Jaylon Johnson wants 'equal' penalty calls for Fields, Bears originally appeared on NBC Sports Chicago
Since this past preseason, it's become apparent Justin Fields is getting hit late illegally. A lot.
And since the beginning, Fields was the first to recognize how infrequently the defense will be called for a penalty because of his low totem-pole status as a quarterback in the league. It stems back to the Bears' first preseason game against the Chiefs, when the officials missed a clear late hit call.
“I guess I'll just have to wait a few years, maybe four or five years, before I get that one,” said Fields back in August. “Hopefully I get it soon.”
Now, after several instances following the same pattern, Fields' teammates are fed up. Jaquan Brisker demanded respect from league officials after Sunday's Bears-Falcons game saying "they got to respect Justin some more and look at him as a quarterback because, obviously, there should be more flags."
On Monday, cornerback Jaylon Johnson added similar sentiments to a conversation he entertained on 670 the Score. He used Marcus Mariota's roughing the passer call on Sunday as an example to argue the eye-for-an-eye method for penalty calls.
"I would say it should just get called equal and there's definitely been – especially in our last few games – there's been some calls not equal on both sides," Johnson said. "I feel like his [Gordon's] was a flag. He did trip, but I can see that one. I feel like the one with Justin there's no reason why that one's not called as well.
"It's just something you just want to be equal."
Before Fields' late hit on Sunday went unacknowledged by the referees, they flagged Kyler Gordon for roughing the passer on Mariota. Gordon appeared to trip and hit Mariota's legs after the threw the ball. Players are not permitted to hit the quarterback below the knee when he has two feet on the ground.

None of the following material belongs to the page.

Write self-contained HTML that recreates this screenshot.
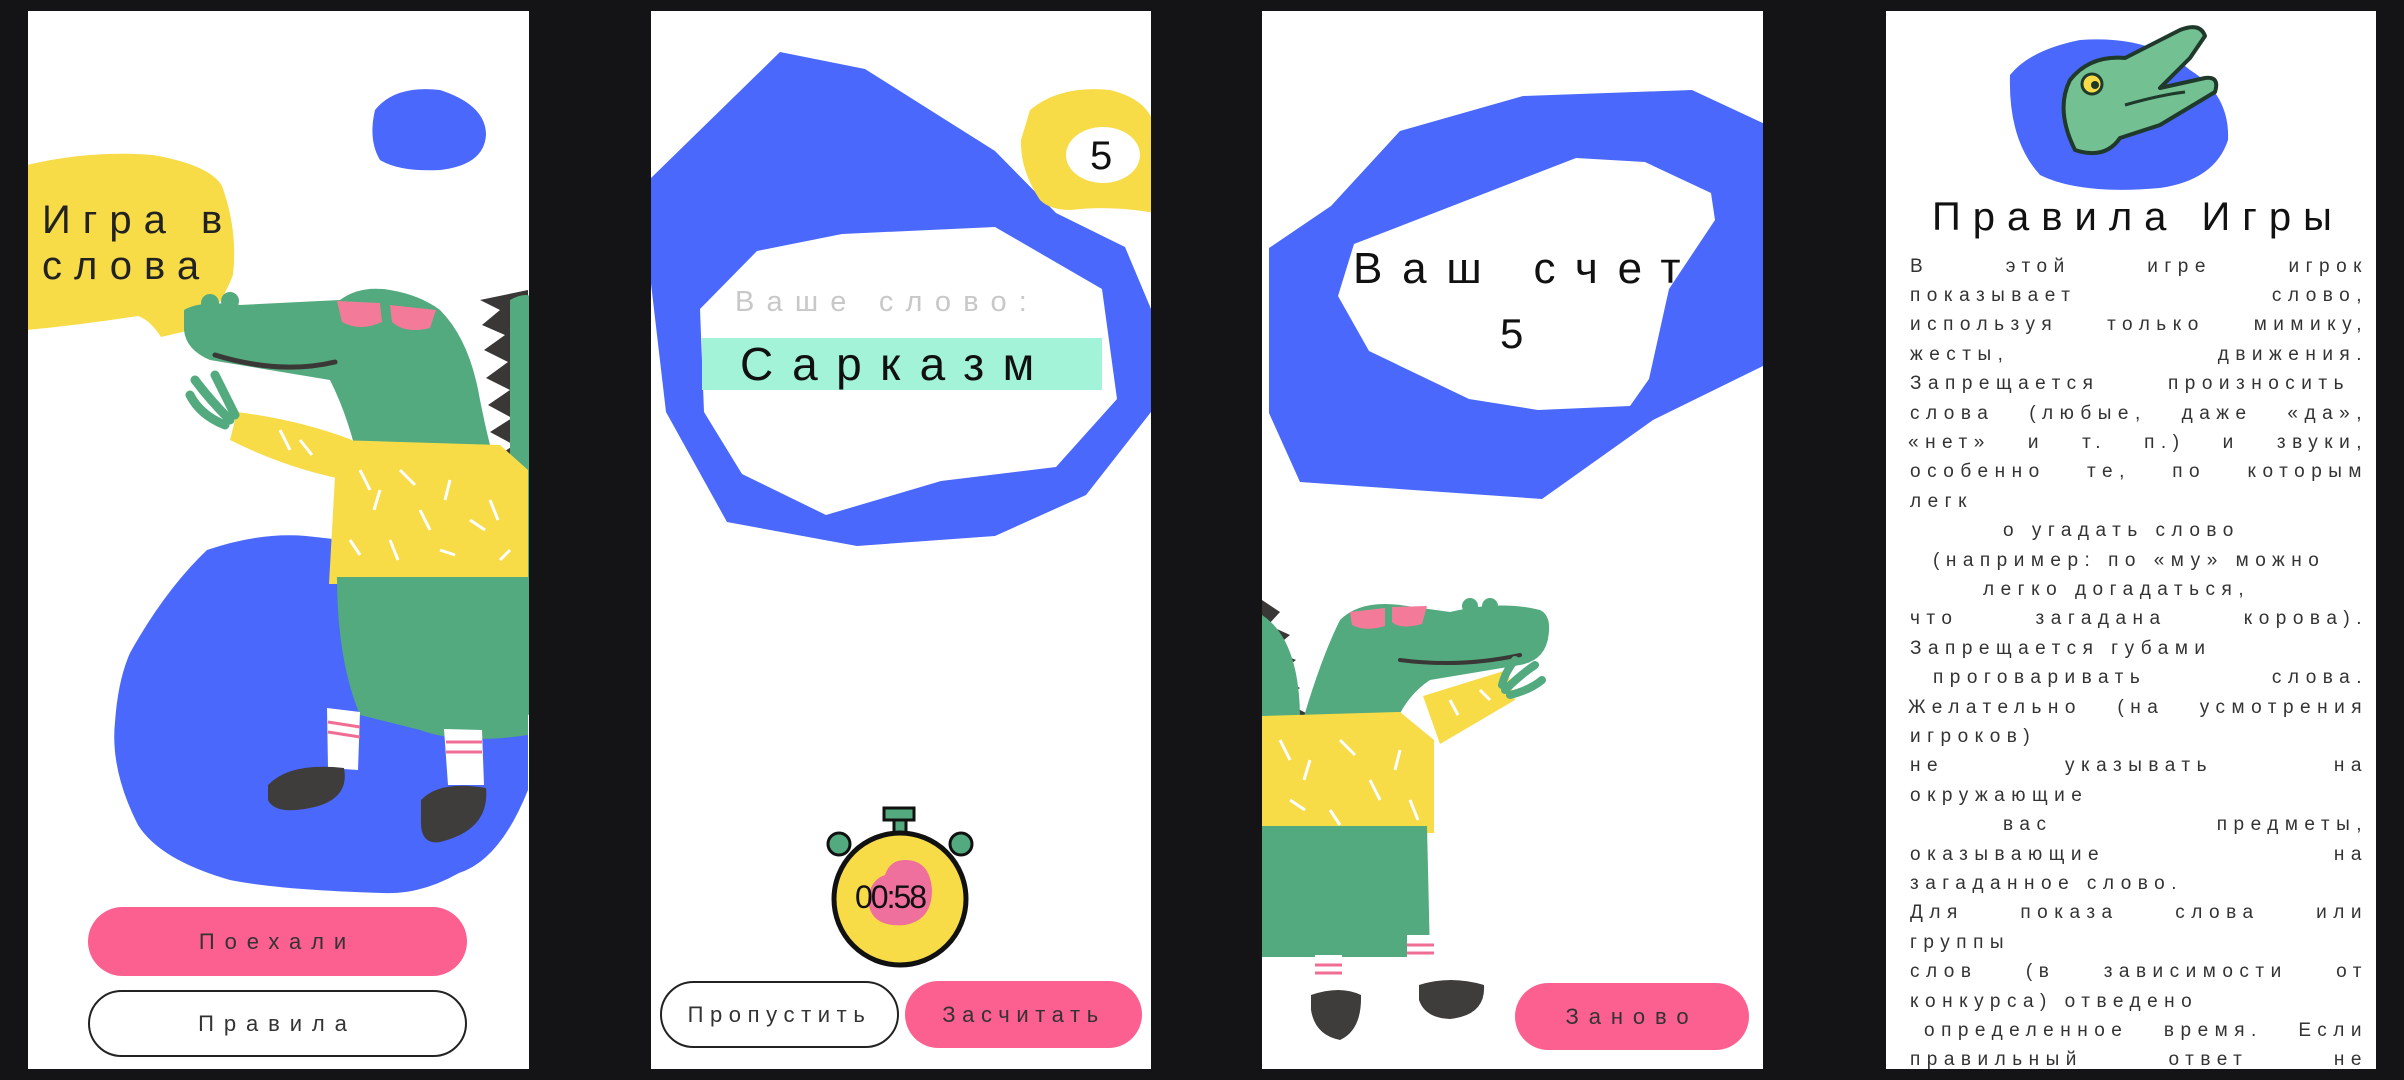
<!DOCTYPE html>
<html><head><meta charset="utf-8">
<style>
*{margin:0;padding:0;box-sizing:border-box}
body{width:2404px;height:1080px;background:#141416;position:relative;overflow:hidden;font-family:"Liberation Sans","DejaVu Sans",sans-serif;color:#222}
.t{position:absolute;white-space:nowrap}
.btn{position:absolute;border-radius:40px;display:flex;align-items:center;justify-content:center;font-size:22px;letter-spacing:0.45em;color:#333}
.pink{background:#fb6090}
.out{background:#fff;border:2px solid #222}
.ln{position:absolute;font-size:19px;letter-spacing:6.5px;color:#333;white-space:nowrap;height:29px;line-height:29px}
.j{text-align:justify;text-align-last:justify;white-space:normal;overflow:hidden}
</style></head><body>
<svg width="2404" height="1080" style="position:absolute;left:0;top:0">
<defs>
<clipPath id="c1"><rect x="28" y="11" width="501" height="1058"/></clipPath>
<clipPath id="c2"><rect x="651" y="11" width="500" height="1058"/></clipPath>
<clipPath id="c3"><rect x="1262" y="11" width="501" height="1058"/></clipPath>
<clipPath id="c4"><rect x="1886" y="11" width="490" height="1058"/></clipPath>
</defs>
<rect x="28" y="11" width="501" height="1058" fill="#fff"/>
<rect x="651" y="11" width="500" height="1058" fill="#fff"/>
<rect x="1262" y="11" width="501" height="1058" fill="#fff"/>
<rect x="1886" y="11" width="490" height="1058" fill="#fff"/>

<!-- panel 1 -->
<g clip-path="url(#c1)">
<path d="M375 110 Q395 85 440 90 Q486 105 486 135 Q484 165 440 170 Q400 172 380 160 Q368 140 375 110Z" fill="#4a68fb"/>
<path d="M27 165 Q90 150 153 155 Q210 165 222 186 Q238 230 233 275 Q215 320 191 330 L161 337 Q150 320 138 316 Q80 325 27 330Z" fill="#f7dc48"/>
<path d="M207 550 Q260 532 306 536 Q420 548 490 564 Q528 590 528 619 L528 790 Q500 860 459 873 Q420 895 383 893 Q280 890 230 880 Q160 860 138 825 Q110 770 115 722 Q118 680 130 653 Q165 590 207 550Z" fill="#4a68fb"/>
<path d="M480 300 L500 310 L482 325 L505 335 L484 350 L508 362 L486 378 L510 390 L488 405 L512 418 L490 432 L514 445 L492 460 L528 470 L528 290Z" fill="#3a3836"/>
<path d="M510 300 Q528 290 535 300 L535 720 L510 700Z" fill="#52aa7e"/>
<path d="M184 310 Q200 300 240 305 L340 300 Q360 285 390 290 Q420 295 440 310 Q470 340 480 400 Q490 450 500 480 L360 470 Q350 420 330 380 L210 360 Q186 350 184 330Z" fill="#52aa7e"/>
<circle cx="210" cy="303" r="9" fill="#52aa7e"/><circle cx="230" cy="301" r="9" fill="#52aa7e"/>
<path d="M215 355 Q280 375 335 362" stroke="#3a3836" stroke-width="5" fill="none" stroke-linecap="round"/>
<path d="M337 301 L380 303 L382 322 Q360 332 342 322Z M390 305 L436 310 L430 328 Q405 334 392 322Z" fill="#f47a9a"/>
<path d="M337 440 L500 445 L528 470 L528 584 L329 584Z" fill="#f7dc48"/>
<path d="M237 412 Q300 420 352 440 L352 481 Q290 470 230 440Z" fill="#f7dc48"/>
<path d="M230 420 Q210 400 195 380 M225 425 Q200 415 190 395 M235 415 Q225 395 215 375" stroke="#52aa7e" stroke-width="9" stroke-linecap="round"/>
<path d="M337 577 L528 577 L528 735 Q460 745 420 730 L360 715 Q337 660 337 577Z" fill="#52aa7e"/>
<path d="M327 708 L360 712 L358 770 L328 768Z M444 729 L482 730 L484 785 L448 785Z" fill="#fff"/>
<path d="M328 722 L360 727 M328 732 L360 737 M446 742 L482 742 M446 752 L482 752" stroke="#f06d94" stroke-width="3"/>
<path d="M268 785 Q290 762 344 768 Q350 800 310 808 Q275 815 268 800Z M421 800 Q440 780 486 788 Q490 830 440 842 Q420 845 421 820Z" fill="#3f3d3b"/>
<g stroke="#fff" stroke-width="3" fill="none"><path d="M360 470 l10 20 M380 490 l-6 20 M400 470 l15 15 M420 510 l10 20 M450 480 l-5 20 M470 520 l15 10 M350 540 l10 15 M390 540 l8 20 M440 550 l15 5 M490 500 l8 20 M500 560 l10 -10 M280 430 l10 20 M300 440 l12 15"/></g>
</g>

<!-- panel 2 -->
<g clip-path="url(#c2)">
<path fill-rule="evenodd" fill="#4a68fb" d="M650 179 L780 52 L865 69 L995 151 L1056 213 L1125 247 L1151 309 L1151 412 L1086 495 L995 536 L857 546 L727 522 L666 412 L650 275Z M757 251 L842 234 L995 227 L1102 289 L1117 399 L1056 467 L941 481 L826 515 L742 474 L704 412 L700 309Z"/>
<path d="M1030 110 Q1060 85 1110 90 Q1151 100 1155 130 L1155 213 Q1110 205 1070 210 Q1050 210 1040 200 Q1020 170 1021 140Z" fill="#f7dc48"/>
<ellipse cx="1103" cy="155" rx="37" ry="28" fill="#fff"/>
<rect x="702" y="338" width="400" height="52" fill="#a3f3d9"/>
<rect x="884" y="808" width="30" height="12" fill="#52aa7e" stroke="#111" stroke-width="3"/>
<rect x="894" y="820" width="12" height="14" fill="#52aa7e" stroke="#111" stroke-width="3"/>
<circle cx="839" cy="844" r="11" fill="#52aa7e" stroke="#111" stroke-width="3"/>
<circle cx="961" cy="844" r="11" fill="#52aa7e" stroke="#111" stroke-width="3"/>
<circle cx="900" cy="899" r="66" fill="#f7dc48" stroke="#111" stroke-width="5"/>
<path d="M905 860 Q930 860 932 890 Q932 920 905 925 Q870 928 868 900 Q870 880 885 875 Q890 860 905 860Z" fill="#ef6f9d"/>
</g>

<!-- panel 3 -->
<g clip-path="url(#c3)">
<path fill-rule="evenodd" fill="#4a68fb" d="M1269 248 L1331 206 L1400 131 L1523 96 L1692 90 L1765 124 L1765 365 L1653 420 L1542 499 L1300 482 L1269 413Z M1354 244 L1576 158 L1645 162 L1711 193 L1715 220 L1669 289 L1649 379 L1630 406 L1538 410 L1469 399 L1369 351 L1338 296Z"/>
<path d="M1262 600 L1280 612 L1268 625 L1290 635 L1272 650 L1296 660 L1276 675 L1300 688 L1280 700 L1310 715 L1262 720Z" fill="#3a3836"/>
<path d="M1262 615 Q1300 640 1300 720 L1262 720Z" fill="#52aa7e"/>
<path d="M1549 630 Q1548 660 1520 665 L1430 680 Q1400 700 1390 740 L1300 730 Q1320 660 1340 620 Q1360 600 1400 605 L1450 612 Q1500 600 1540 610 Q1550 615 1549 630Z" fill="#52aa7e"/>
<circle cx="1470" cy="606" r="8" fill="#52aa7e"/><circle cx="1490" cy="606" r="8" fill="#52aa7e"/>
<path d="M1400 660 Q1460 668 1520 655" stroke="#3a3836" stroke-width="4" fill="none" stroke-linecap="round"/>
<path d="M1350 612 L1385 608 L1385 626 Q1365 632 1352 625Z M1392 607 L1427 606 L1422 624 Q1400 630 1392 622Z" fill="#f47a9a"/>
<path d="M1261 716 L1400 712 L1434 740 L1434 833 L1261 833Z" fill="#f7dc48"/>
<path d="M1423 696 L1507 670 L1515 700 L1440 744Z" fill="#f7dc48"/>
<path d="M1505 690 Q1520 675 1535 665 M1510 695 Q1530 690 1542 680 M1502 685 Q1505 672 1515 660" stroke="#52aa7e" stroke-width="8" stroke-linecap="round"/>
<path d="M1261 826 L1427 826 L1430 957 L1261 957Z" fill="#52aa7e"/>
<path d="M1315 955 L1342 955 L1342 995 L1315 995Z M1407 935 L1434 935 L1434 980 L1407 980Z" fill="#fff"/>
<path d="M1315 965 L1342 965 M1315 973 L1342 973 M1407 945 L1434 945 M1407 953 L1434 953" stroke="#f06d94" stroke-width="3"/>
<path d="M1311 995 Q1340 985 1361 995 Q1362 1030 1340 1040 Q1315 1035 1311 1010Z M1419 985 Q1450 975 1484 985 Q1486 1015 1450 1019 Q1425 1018 1419 1000Z" fill="#3f3d3b"/>
<g stroke="#fff" stroke-width="3" fill="none"><path d="M1280 740 l10 20 M1310 760 l-6 20 M1340 740 l15 15 M1370 780 l10 20 M1400 750 l-5 20 M1290 800 l15 10 M1330 810 l10 15 M1410 800 l8 20 M1450 700 l8 15 M1480 690 l10 10"/></g>
</g>

<!-- panel 4 -->
<g clip-path="url(#c4)">
<path d="M2010 75 Q2030 50 2080 40 Q2150 35 2190 70 Q2230 95 2228 140 Q2215 180 2160 188 Q2080 195 2040 175 Q2008 140 2010 75Z" fill="#4a68fb"/>
<path d="M2075 150 Q2055 110 2070 80 Q2090 55 2125 58 L2180 30 Q2200 22 2205 36 L2190 58 L2160 88 L2205 78 Q2220 76 2215 92 L2160 125 L2120 138 Q2105 160 2075 150Z" fill="#73c092" stroke="#1f3a2a" stroke-width="4" stroke-linejoin="round"/>
<circle cx="2092" cy="84" r="10" fill="#f7dc48" stroke="#1f3a2a" stroke-width="3"/>
<circle cx="2095" cy="85" r="4" fill="#1f3a2a"/>
<path d="M2125 105 Q2160 95 2185 92" stroke="#1f3a2a" stroke-width="3" fill="none"/>
</g>
</svg>

<div class="t" style="left:42px;top:197px;font-size:40px;letter-spacing:0.3em;line-height:46px;color:#222">Игра в<br>слова</div>
<div class="btn pink" style="left:88px;top:907px;width:379px;height:69px">Поехали</div>
<div class="btn out" style="left:88px;top:990px;width:379px;height:67px">Правила</div>

<div class="t" style="left:1090px;top:134px;font-size:40px;color:#111">5</div>
<div class="t" style="left:735px;top:286px;font-size:29px;letter-spacing:0.42em;color:#c8c8c8">Ваше слово:</div>
<div class="t" style="left:740px;top:338px;font-size:46px;letter-spacing:0.4em;line-height:52px;color:#111">Сарказм</div>
<div class="t" style="left:855px;top:879px;font-size:32px;color:#111;letter-spacing:-2px">00:58</div>
<div class="btn out" style="left:660px;top:981px;width:239px;height:67px;font-size:22px;letter-spacing:0.3em">Пропустить</div>
<div class="btn pink" style="left:905px;top:981px;width:237px;height:67px;font-size:22px;letter-spacing:0.3em">Засчитать</div>

<div class="t" style="left:1353px;top:244px;font-size:44px;letter-spacing:0.45em;color:#111">Ваш счет</div>
<div class="t" style="left:1500px;top:310px;font-size:42px;color:#111">5</div>
<div class="btn pink" style="left:1515px;top:983px;width:234px;height:67px;font-size:22px;letter-spacing:0.45em">Заново</div>

<div class="t" style="left:1932px;top:195px;font-size:40px;letter-spacing:0.3em;color:#111">Правила Игры</div>
<div class="ln j" style="left:1910px;top:252px;width:458px">В этой игре игрок</div>
<div class="ln j" style="left:1910px;top:281px;width:458px">показывает слово,</div>
<div class="ln j" style="left:1910px;top:310px;width:458px">используя только мимику,</div>
<div class="ln j" style="left:1910px;top:340px;width:458px">жесты, движения.</div>
<div class="ln j" style="left:1910px;top:369px;width:440px">Запрещается произносить</div>
<div class="ln j" style="left:1910px;top:399px;width:458px">слова (любые, даже «да»,</div>
<div class="ln j" style="left:1908px;top:428px;width:460px">«нет» и т. п.) и звуки,</div>
<div class="ln j" style="left:1910px;top:457px;width:458px">особенно те, по которым</div>
<div class="ln" style="left:1910px;top:487px">легк</div>
<div class="ln" style="left:2003px;top:516px">о угадать слово</div>
<div class="ln" style="left:1933px;top:546px">(например: по «му» можно</div>
<div class="ln" style="left:1983px;top:575px">легко догадаться,</div>
<div class="ln j" style="left:1910px;top:604px;width:458px">что загадана корова).</div>
<div class="ln" style="left:1910px;top:634px">Запрещается губами</div>
<div class="ln j" style="left:1933px;top:663px;width:435px">проговаривать слова.</div>
<div class="ln j" style="left:1908px;top:693px;width:460px">Желательно (на усмотрения</div>
<div class="ln" style="left:1910px;top:722px">игроков)</div>
<div class="ln j" style="left:1910px;top:751px;width:458px">не указывать на</div>
<div class="ln" style="left:1910px;top:781px">окружающие</div>
<div class="ln j" style="left:2003px;top:810px;width:365px">вас предметы,</div>
<div class="ln j" style="left:1910px;top:840px;width:458px">оказывающие на</div>
<div class="ln" style="left:1910px;top:869px">загаданное слово.</div>
<div class="ln j" style="left:1910px;top:898px;width:458px">Для показа слова или</div>
<div class="ln" style="left:1910px;top:928px">группы</div>
<div class="ln j" style="left:1910px;top:957px;width:458px">слов (в зависимости от</div>
<div class="ln" style="left:1910px;top:987px">конкурса) отведено</div>
<div class="ln j" style="left:1924px;top:1016px;width:444px">определенное время. Если</div>
<div class="ln j" style="left:1910px;top:1045px;width:458px;height:24px">правильный ответ не</div>
</body></html>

Certainly, as Johnson alludes to, there are repercussions for missed calls. And Fields certainly sees the majority of the punishment.
He was sacked four times and hit countlessly on quarterback-designed runs and scrambles. On the first play of the game's final drive, Fields was hit and injured his shoulder. NFL Network reported he dislocated his left shoulder.
In subsequent action to Fields' missed call, head coach Matt Eberflus mentioned he sent in the play to league offices for review. At this point, he claims to have sent in "one to two" plays for review every week.
"There's no moral victories," Johnson said. "How many times are they gonna mess up? Until there's some accountability it doesn't mean anything."
Johnson also mentioned an example separate from Fields during the Miami Dolphins game. Eddie Jackson was called for a pass interference penalty, and the league withdrew. Meanwhile, the Dolphins weren't flagged for a blatant interference on Chase Claypool late in the game.
Whether or not the league admits their wrongdoing about a play doesn't matter. Johnson says the Bears talk about the instances when the league confesses their penalty mishaps. But, it doesn't create any justice. Johnson wants recognition and future execution.
"I feel like the running quarterbacks don't get protected as much," Johnson said. "I just feel like that's a thing. The more dominant running quarterback doesn't get protected."